Friday, February 27, 2015

To Bundle, Or Not To Bundle

The article above is very interesting: discussing the rise of mobile apps and how their feature sets differ largely from the web.  The main observation is that the nature of the smartphone 'desktop' drives the un-bundling of a company or service's feature set, whereas online everything tends to be more bundled 'under one roof' of the same company's site. The very basic reason is that websites have an internal navigation, and company's do everything within their power to keep users from ever leaving their site. On mobile separate features are just a tap away, making it much easier to switch between different services and activities as the situation dictates.  Social applications probably provide the best examples of this unbundling.
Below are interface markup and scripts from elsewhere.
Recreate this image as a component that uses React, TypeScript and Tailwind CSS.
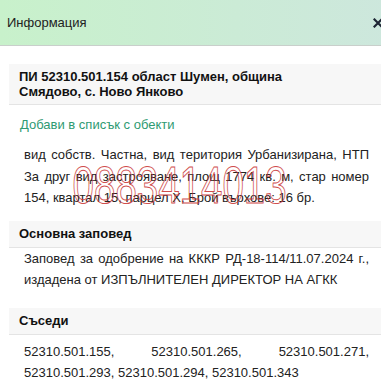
export default function App() {
  return (
    <div className="w-[381px] h-[391px] overflow-hidden bg-white font-['Liberation_Sans',Arial,sans-serif] text-[13px] text-[#222]">
      <div className="w-[393px]">
        {/* header */}
        <div className="h-[46px] flex items-center justify-between pl-[7px] pr-[10px] border-b border-[#c9cfcb] bg-gradient-to-r from-[#c8f1cb] to-[#cde7dd]">
          <span className="leading-[16px] text-[#222]">Информация</span>
          <svg width="10" height="10" viewBox="0 0 10 10" className="text-[#1d2433]">
            <path d="M1.5 1.5 L8.5 8.5 M8.5 1.5 L1.5 8.5" stroke="currentColor" strokeWidth="2.2" strokeLinecap="square" />
          </svg>
        </div>

        <div className="pl-[9px] pr-[9px]">
          <div className="mt-[18px] bg-[#f7f7f7] border-b border-[#e4e4e4] px-[10px] pt-[5px] pb-[5px] font-bold leading-[15px] text-[#111]">
            ПИ 52310.501.154 област Шумен, община
            <br />
            Смядово, с. Ново Янково
          </div>

          <div className="mt-[12px] px-[11px] leading-[16px] text-[#2e9a72]">Добави в списък с обекти</div>

          <div className="relative mt-[11px] px-[15px] leading-[21.5px] text-justify">
            вид собств. Частна, вид територия Урбанизирана, НТП За друг вид застрояване, площ 1774 кв. м, стар номер 154, квартал 15, парцел X, Брой върхове: 16 бр.
            <div className="absolute left-[46px] top-[15px] w-[250px] flex justify-center pointer-events-none">
              <span className="text-[52px] leading-[52px] scale-x-[0.74] text-transparent [-webkit-text-stroke:1px_#cc3b3b] opacity-90">
                0883414013
              </span>
            </div>
          </div>

          <div className="mt-[12px] bg-[#f7f7f7] border-b border-[#e4e4e4] px-[10px] py-[5px] font-bold leading-[16px] text-[#111]">
            Основна заповед
          </div>

          <div className="px-[15px] leading-[21.5px] text-justify">
            Заповед за одобрение на КККР РД-18-114/11.07.2024 г., издадена от ИЗПЪЛНИТЕЛЕН ДИРЕКТОР НА АГКК
          </div>

          <div className="mt-[17px] bg-[#f7f7f7] border-b border-[#e4e4e4] px-[10px] py-[5px] font-bold leading-[16px] text-[#111]">
            Съседи
          </div>

          <div className="mt-[6px] px-[15px] leading-[21.5px] text-justify">
            52310.501.155, 52310.501.265, 52310.501.271, 52310.501.293, 52310.501.294, 52310.501.343
          </div>
        </div>
      </div>
    </div>
  );
}
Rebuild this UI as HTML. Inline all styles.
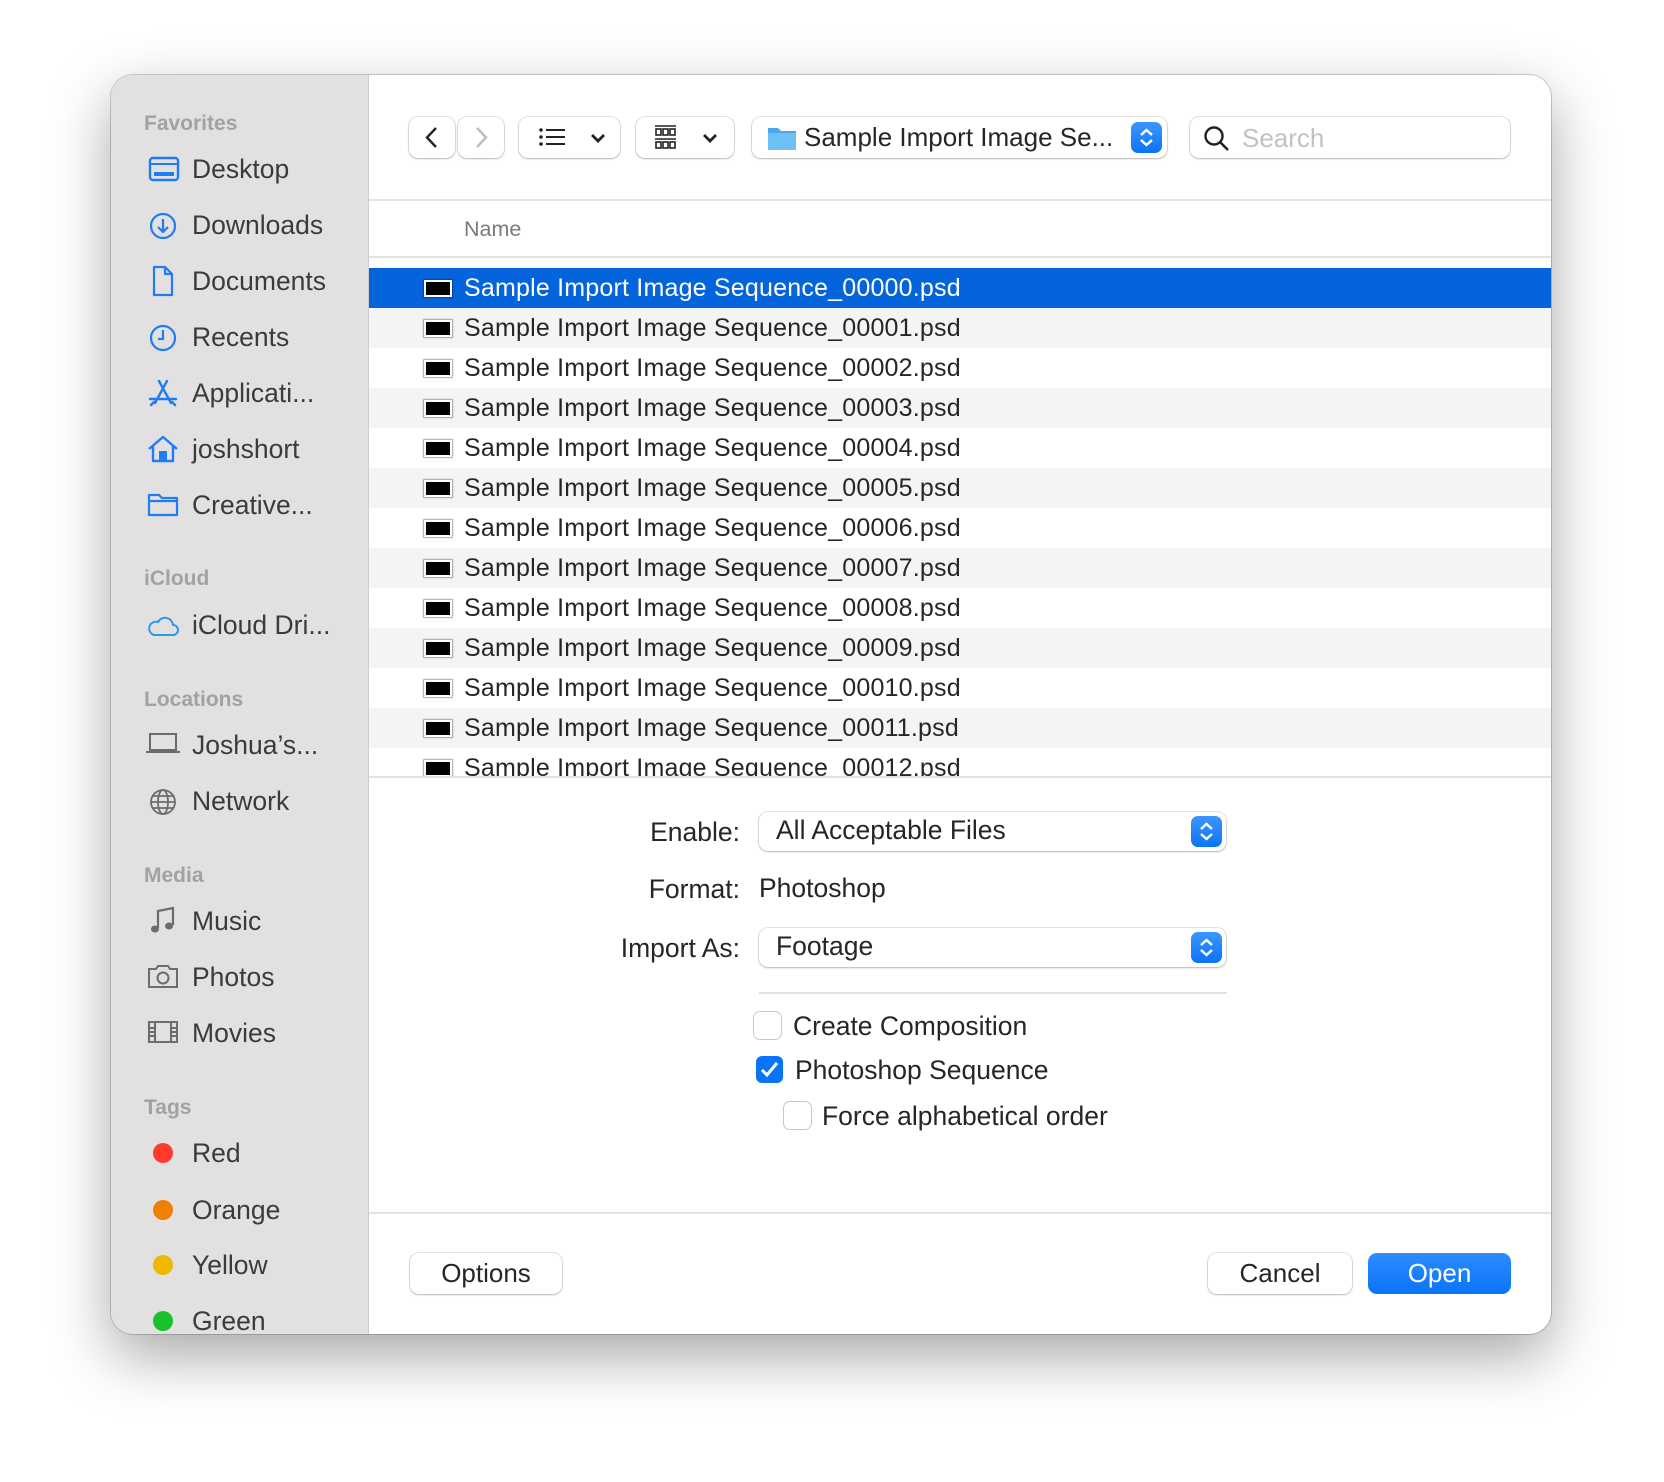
<!DOCTYPE html>
<html><head><meta charset="utf-8"><style>
*{margin:0;padding:0;box-sizing:border-box}
body{width:1664px;height:1482px;background:#fff;position:relative;overflow:hidden;font-family:"Liberation Sans",sans-serif;color:#262626}
.win{position:absolute;left:111px;top:75px;width:1440px;height:1259px;border-radius:22px;background:#fff;overflow:hidden;box-shadow:0 22px 60px rgba(0,0,0,.35),0 0 0 1px rgba(0,0,0,.18)}
.side{position:absolute;left:0;top:0;width:258px;height:100%;background:#e2e0e1;border-right:1px solid #cfcdce}
.a{position:absolute;white-space:nowrap}
.h{font-size:21px;font-weight:bold;color:#a3a2a3;height:30px;line-height:30px}
.si{font-size:26.5px;color:#3b3b3b;height:36px;line-height:36px}
.ic{position:absolute}
.btn{position:absolute;background:#fff;border-radius:9px;box-shadow:0 0 0 1px rgba(0,0,0,.1),0 1px 2px rgba(0,0,0,.2)}
.row{position:absolute;left:258px;width:1182px;height:40px;}
.row .fi{position:absolute;left:55px;top:12px;width:28px;height:17px;background:#000;border:2px solid #fff;box-shadow:0 0 1px 1px rgba(0,0,0,.35)}
.row .tx{position:absolute;left:95px;top:0;height:40px;line-height:40px;font-size:25px;letter-spacing:0.2px;color:#262626}
.g{background:#f3f4f4}
.sel{background:#0464dc}
.sel .tx{color:#fff}
.lbl{font-size:26.5px;color:#262626;height:36px;line-height:36px}
.step{position:absolute;width:31px;height:31px;border-radius:7px;background:linear-gradient(#3d96ff,#0a74f8)}
.cb{position:absolute;width:27px;height:27px;border-radius:6px;background:#fff;box-shadow:0 0 0 1px rgba(0,0,0,.22)}
</style></head><body>
<div class="win">
 <div class="side">
  <div class="a h" style="left:33px;top:34px">Favorites</div>
  <svg class="ic" style="left:37px;top:81px" width="32" height="26" viewBox="0 0 32 26"><rect x="2" y="2" width="28" height="22" rx="3" fill="none" stroke="#1f7cf5" stroke-width="2.4"/><line x1="2" y1="8" x2="30" y2="8" stroke="#1f7cf5" stroke-width="2"/><rect x="6" y="16" width="20" height="4" fill="#1f7cf5"/></svg>
  <div class="a si" style="left:81px;top:76px">Desktop</div>
  <svg class="ic" style="left:37px;top:136px" width="30" height="30" viewBox="0 0 30 30"><circle cx="15" cy="15" r="12" fill="none" stroke="#1f7cf5" stroke-width="2.2"/><path d="M15 8v13M10 16l5 5 5-5" fill="none" stroke="#1f7cf5" stroke-width="2.2"/></svg>
  <div class="a si" style="left:81px;top:132px">Downloads</div>
  <svg class="ic" style="left:40px;top:190px" width="24" height="32" viewBox="0 0 24 32"><path d="M3 2h11l7 7v21H3z M14 2v7h7" fill="none" stroke="#1f7cf5" stroke-width="2.2" stroke-linejoin="round"/></svg>
  <div class="a si" style="left:81px;top:188px">Documents</div>
  <svg class="ic" style="left:37px;top:248px" width="30" height="30" viewBox="0 0 30 30"><circle cx="15" cy="15" r="12" fill="none" stroke="#1f7cf5" stroke-width="2.2"/><path d="M15 7v9H10" fill="none" stroke="#1f7cf5" stroke-width="2.2"/></svg>
  <div class="a si" style="left:81px;top:244px">Recents</div>
  <svg class="ic" style="left:36px;top:303px" width="32" height="30" viewBox="0 0 32 30"><path d="M12 3l12 22M20 3L8 25M3 21h26M4 27l3-3M28 27l-3-3" fill="none" stroke="#1f7cf5" stroke-width="2.4" stroke-linecap="round"/></svg>
  <div class="a si" style="left:81px;top:300px">Applicati...</div>
  <svg class="ic" style="left:36px;top:359px" width="32" height="30" viewBox="0 0 32 30"><path d="M2 15L16 3l14 12M6 12v15h20V12" fill="none" stroke="#1f7cf5" stroke-width="2.4" stroke-linejoin="round"/><rect x="12" y="17" width="8" height="10" fill="#1f7cf5"/></svg>
  <div class="a si" style="left:81px;top:356px">joshshort</div>
  <svg class="ic" style="left:36px;top:416px" width="32" height="26" viewBox="0 0 32 26"><path d="M2 4h10l3 3h15v17H2z M2 10h28" fill="none" stroke="#1f7cf5" stroke-width="2.2" stroke-linejoin="round"/></svg>
  <div class="a si" style="left:81px;top:412px">Creative...</div>

  <div class="a h" style="left:33px;top:489px">iCloud</div>
  <svg class="ic" style="left:35px;top:539px" width="34" height="24" viewBox="0 0 34 24"><path d="M8 21h19a5 5 0 0 0 0-10 8 8 0 0 0-15-3 6 6 0 0 0-4 13z" fill="none" stroke="#2a9ae6" stroke-width="2"/></svg>
  <div class="a si" style="left:81px;top:532px">iCloud Dri...</div>

  <div class="a h" style="left:33px;top:610px">Locations</div>
  <svg class="ic" style="left:34px;top:657px" width="36" height="22" viewBox="0 0 36 22"><rect x="5" y="2" width="26" height="16" fill="none" stroke="#6c6c6c" stroke-width="2"/><line x1="1" y1="20" x2="35" y2="20" stroke="#6c6c6c" stroke-width="2"/></svg>
  <div class="a si" style="left:81px;top:652px">Joshua’s...</div>
  <svg class="ic" style="left:38px;top:713px" width="28" height="28" viewBox="0 0 28 28"><g fill="none" stroke="#6c6c6c" stroke-width="1.8"><circle cx="14" cy="14" r="12"/><ellipse cx="14" cy="14" rx="5" ry="12"/><path d="M2 14h24M4 8h20M4 20h20"/></g></svg>
  <div class="a si" style="left:81px;top:708px">Network</div>

  <div class="a h" style="left:33px;top:786px">Media</div>
  <svg class="ic" style="left:38px;top:831px" width="26" height="30" viewBox="0 0 26 30"><path d="M9 22V5l15-3v17" fill="none" stroke="#6c6c6c" stroke-width="2.2"/><ellipse cx="6" cy="23" rx="4" ry="3.5" fill="#6c6c6c"/><ellipse cx="20" cy="20" rx="4" ry="3.5" fill="#6c6c6c"/></svg>
  <div class="a si" style="left:81px;top:828px">Music</div>
  <svg class="ic" style="left:36px;top:888px" width="32" height="26" viewBox="0 0 32 26"><path d="M2 6h7l2-3h10l2 3h7v18H2z" fill="none" stroke="#6c6c6c" stroke-width="2"/><circle cx="16" cy="15" r="5.5" fill="none" stroke="#6c6c6c" stroke-width="2"/></svg>
  <div class="a si" style="left:81px;top:884px">Photos</div>
  <svg class="ic" style="left:36px;top:945px" width="32" height="24" viewBox="0 0 32 24"><g fill="none" stroke="#6c6c6c" stroke-width="2"><rect x="2" y="2" width="28" height="20"/><path d="M8 2v20M24 2v20M2 8h6M2 12h6M2 16h6M24 8h6M24 12h6M24 16h6"/></g></svg>
  <div class="a si" style="left:81px;top:940px">Movies</div>

  <div class="a h" style="left:33px;top:1018px">Tags</div>
  <div class="ic" style="left:42px;top:1068px;width:20px;height:20px;border-radius:50%;background:#ff3b30"></div>
  <div class="a si" style="left:81px;top:1060px">Red</div>
  <div class="ic" style="left:42px;top:1125px;width:20px;height:20px;border-radius:50%;background:#f08000"></div>
  <div class="a si" style="left:81px;top:1117px">Orange</div>
  <div class="ic" style="left:42px;top:1180px;width:20px;height:20px;border-radius:50%;background:#ecb800"></div>
  <div class="a si" style="left:81px;top:1172px">Yellow</div>
  <div class="ic" style="left:42px;top:1236px;width:20px;height:20px;border-radius:50%;background:#18c22c"></div>
  <div class="a si" style="left:81px;top:1228px">Green</div>
 </div>

 <div class="btn" style="left:298px;top:42px;width:46px;height:41px"><svg width="46" height="41"><path d="M27 11l-9 9.5 9 9.5" fill="none" stroke="#222" stroke-width="2.4"/></svg></div>
 <div class="btn" style="left:347px;top:42px;width:46px;height:41px"><svg width="46" height="41"><path d="M19 11l9 9.5-9 9.5" fill="none" stroke="#bdbdbd" stroke-width="2.4"/></svg></div>
 <div class="btn" style="left:408px;top:42px;width:101px;height:41px"><svg width="101" height="41"><g fill="#222"><circle cx="22" cy="13" r="1.8"/><circle cx="22" cy="20" r="1.8"/><circle cx="22" cy="27" r="1.8"/></g><path d="M27 13h19M27 20h19M27 27h19" stroke="#222" stroke-width="2"/><path d="M73 18l6 6 6-6" fill="none" stroke="#222" stroke-width="2.8"/></svg></div>
 <div class="btn" style="left:525px;top:42px;width:98px;height:41px"><svg width="98" height="41"><path d="M19 9h21M19 22h21" stroke="#222" stroke-width="1.6"/><g fill="none" stroke="#222" stroke-width="1.6"><rect x="20" y="12" width="5" height="6"/><rect x="27" y="12" width="5" height="6"/><rect x="34" y="12" width="5" height="6"/><rect x="20" y="25" width="5" height="6"/><rect x="27" y="25" width="5" height="6"/><rect x="34" y="25" width="5" height="6"/></g><path d="M68 18l6 6 6-6" fill="none" stroke="#222" stroke-width="2.8"/></svg></div>
 <div class="btn" style="left:641px;top:42px;width:415px;height:41px">
  <svg class="ic" style="left:15px;top:8px" width="30" height="26" viewBox="0 0 30 26"><path d="M1 3h10l3 3h15v19H1z" fill="#4aa8e8"/><rect x="1" y="8" width="28" height="17" rx="1" fill="#6cc0f5"/></svg>
  <div class="a" style="left:52px;top:0;height:41px;line-height:41px;font-size:26px;color:#262626">Sample Import Image Se...</div>
  <div class="step" style="left:379px;top:5px"><svg width="31" height="31"><path d="M10 13l5.5-5 5.5 5M10 18l5.5 5 5.5-5" fill="none" stroke="#fff" stroke-width="2.4"/></svg></div>
 </div>
 <div class="btn" style="left:1079px;top:42px;width:320px;height:41px">
  <svg class="ic" style="left:13px;top:8px" width="28" height="28"><circle cx="11" cy="11" r="8.5" fill="none" stroke="#222" stroke-width="2.4"/><path d="M17 17l8 8" stroke="#222" stroke-width="2.6"/></svg>
  <div class="a" style="left:52px;top:1px;height:41px;line-height:41px;font-size:26px;color:#c2c2c2">Search</div>
 </div>
 <div class="ic" style="left:258px;top:124px;width:1182px;height:2px;background:#e4e4e4"></div>
 <div class="a" style="left:353px;top:137px;height:34px;line-height:34px;font-size:21.5px;color:#7a7a7a">Name</div>
 <div class="ic" style="left:258px;top:181px;width:1182px;height:2px;background:#e4e4e4"></div>

 <div class="row sel" style="top:193px"><div class="fi"></div><div class="tx">Sample Import Image Sequence_00000.psd</div></div>
 <div class="row g" style="top:233px"><div class="fi"></div><div class="tx">Sample Import Image Sequence_00001.psd</div></div>
 <div class="row" style="top:273px"><div class="fi"></div><div class="tx">Sample Import Image Sequence_00002.psd</div></div>
 <div class="row g" style="top:313px"><div class="fi"></div><div class="tx">Sample Import Image Sequence_00003.psd</div></div>
 <div class="row" style="top:353px"><div class="fi"></div><div class="tx">Sample Import Image Sequence_00004.psd</div></div>
 <div class="row g" style="top:393px"><div class="fi"></div><div class="tx">Sample Import Image Sequence_00005.psd</div></div>
 <div class="row" style="top:433px"><div class="fi"></div><div class="tx">Sample Import Image Sequence_00006.psd</div></div>
 <div class="row g" style="top:473px"><div class="fi"></div><div class="tx">Sample Import Image Sequence_00007.psd</div></div>
 <div class="row" style="top:513px"><div class="fi"></div><div class="tx">Sample Import Image Sequence_00008.psd</div></div>
 <div class="row g" style="top:553px"><div class="fi"></div><div class="tx">Sample Import Image Sequence_00009.psd</div></div>
 <div class="row" style="top:593px"><div class="fi"></div><div class="tx">Sample Import Image Sequence_00010.psd</div></div>
 <div class="row g" style="top:633px"><div class="fi"></div><div class="tx">Sample Import Image Sequence_00011.psd</div></div>
 <div class="ic" style="left:258px;top:673px;width:1182px;height:29px;overflow:hidden"><div class="row" style="left:0;top:0"><div class="fi"></div><div class="tx">Sample Import Image Sequence_00012.psd</div></div></div>
 <div class="ic" style="left:258px;top:701px;width:1182px;height:2px;background:#e4e4e4"></div>

 <div class="a lbl" style="right:811px;top:739px">Enable:</div>
 <div class="btn" style="left:648px;top:737px;width:467px;height:39px">
  <div class="a" style="left:17px;top:0;height:39px;line-height:37px;font-size:26.5px">All Acceptable Files</div>
  <div class="step" style="left:432px;top:4px"><svg width="31" height="31"><path d="M10 13l5.5-5 5.5 5M10 18l5.5 5 5.5-5" fill="none" stroke="#fff" stroke-width="2.4"/></svg></div>
 </div>
 <div class="a lbl" style="right:811px;top:796px">Format:</div>
 <div class="a lbl" style="left:648px;top:795px">Photoshop</div>
 <div class="a lbl" style="right:811px;top:855px">Import As:</div>
 <div class="btn" style="left:648px;top:853px;width:467px;height:39px">
  <div class="a" style="left:17px;top:0;height:39px;line-height:37px;font-size:26.5px">Footage</div>
  <div class="step" style="left:432px;top:4px"><svg width="31" height="31"><path d="M10 13l5.5-5 5.5 5M10 18l5.5 5 5.5-5" fill="none" stroke="#fff" stroke-width="2.4"/></svg></div>
 </div>
 <div class="ic" style="left:648px;top:917px;width:468px;height:2px;background:#e2e2e2"></div>
 <div class="cb" style="left:643px;top:937px"></div>
 <div class="a lbl" style="left:682px;top:933px">Create Composition</div>
 <div class="cb" style="left:645px;top:981px;background:#0a74f8;box-shadow:none"><svg width="27" height="27"><path d="M6 14l5 5 10-12" fill="none" stroke="#fff" stroke-width="3"/></svg></div>
 <div class="a lbl" style="left:684px;top:977px">Photoshop Sequence</div>
 <div class="cb" style="left:673px;top:1027px"></div>
 <div class="a lbl" style="left:711px;top:1023px">Force alphabetical order</div>

 <div class="ic" style="left:258px;top:1137px;width:1182px;height:2px;background:#e4e4e4"></div>
 <div class="btn" style="left:299px;top:1178px;width:152px;height:41px;text-align:center;line-height:41px;font-size:26px">Options</div>
 <div class="btn" style="left:1097px;top:1178px;width:144px;height:41px;text-align:center;line-height:41px;font-size:26px">Cancel</div>
 <div class="btn" style="left:1257px;top:1178px;width:143px;height:41px;text-align:center;line-height:41px;font-size:26px;color:#fff;background:linear-gradient(#2b8cff,#0a74f8);box-shadow:none">Open</div>
</div>
</body></html>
At my company, our apps are unbundled by the different types of end user they serve.  There is one app for women who want on-demand training workouts, another for runners who want to track their distance, pace, and time using GPS, another for soccer players to plan and invite friends to pickup games on the fly, another for sneaker lovers that allows them early opportunities to purchase hot releases, and still others for many different types of athletes with different needs.  Yet our website serves up content, commerce, and news to all of these users in one place.

The article takes a turn in the end, supposing that taking a look at Chinese apps and how they differ along these lines may be a predictor of what the landscape may soon look like in the Western world. Chinese apps Baidu Maps and WeChat have found success in bundling (rather than unbundling) different services under one roof.  The best practice that's common between them is that they bundle while treating the context or use-case as priority.  For example, Baidu Maps allows users to search within its map for particular activities near them (let's say a particular type of restaurant), then provides them the functionality to make a reservation at that restaurant all within the app. It also does the same for movies.

This bundling serves a great purpose, as with the increasing number of apps out there it is growing more and more difficult to find the right app for each desired service.  Bundling solves the problem that is brought on by inadequate app store search functionality.